Colombia offers to free rebels in hostage swap

Colombia will free hundreds of guerrilla fighters if rebel leaders release politician Ingrid Betancourt, who is in ill health after being held hostage for years in secret jungle camps, the government said.

President Alvaro Uribe signed a decree late on Thursday allowing the massive release of guerrillas from jail if French-Colombian Betancourt, kidnapped during her 2002 presidential campaign and ailing from hepatitis B, is set free, Peace Commissioner Luis Carlos Restrepo told reporters.

The decree was a bid to speed up efforts at swapping rebel-held politicians, police and soldiers for jailed guerrillas after months of haggling over conditions.

"The immediate release of Betancourt would be enough for us to consider the humanitarian exchange underway, in that we would conditionally suspend the sentences of guerrillas who are part of the agreement," Restrepo said.

The Revolutionary Armed Forces of Colombia, or FARC, is holding hundreds hostages for ransom and political leverage, including three American anti-drug contractors captured in 2003 and Betancourt.

The FARC, which took up arms in the 1960s, and the government have been deadlocked over conditions for exchanging dozens of such high-profile hostages for rebels held in government jails.

"The legal basis for a humanitarian exchange has been established and we have reduced the requirements as much as possible," Restrepo said.

Despite hard lobbying for a hostage swap by the families of kidnap victims and the French government, an agreement appeared less likely after Colombia killed the FARC's No. 2 commander in a March 1 raid carried out in neighbouring Ecuador.

Earlier on Thursday Colombian human rights ombudsman Wolmar Perez said Betancourt's health was "very, very delicate."

Reports received by Perez's office say Betancourt appears malnourished and her skin is raw with infected insect bites.

He said she suffers from hepatitis B and last month was brought by the FARC to be treated at first aid stations in jungle towns controlled by the guerrillas.

"The government has joined the national and international cry that the life of Ingrid Betancourt be saved. We cannot run risks in this case and there is no more time to wait," Restrepo said.
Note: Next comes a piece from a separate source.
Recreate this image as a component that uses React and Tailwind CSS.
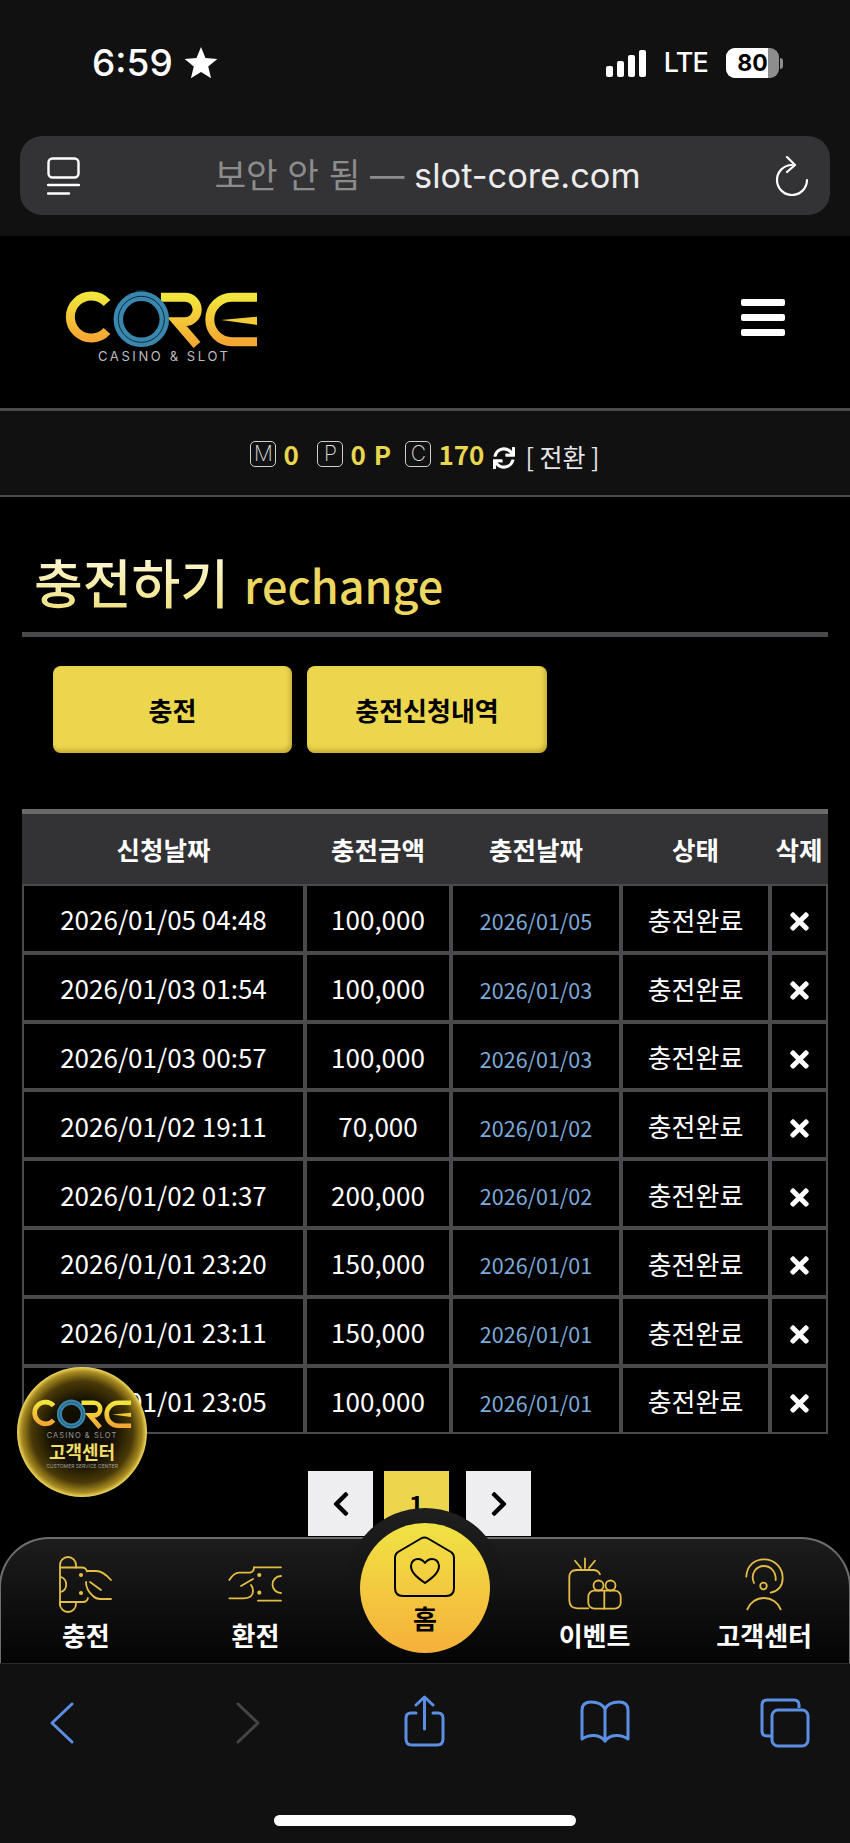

The rebels, who are funded mainly by cocaine smuggling and extortion, freed six kidnap victims earlier this year in deals mediated by Venezuela's leftist president, Hugo Chavez.

But plans for a wider hostage swap have bogged down with the government refusing the FARC's key demand that soldiers and police be pulled from a populated area in the west of the country to be used as the site of the exchange.

The government proposes the swap take place in an unpopulated area where the guerrillas would not be allowed to enter armed.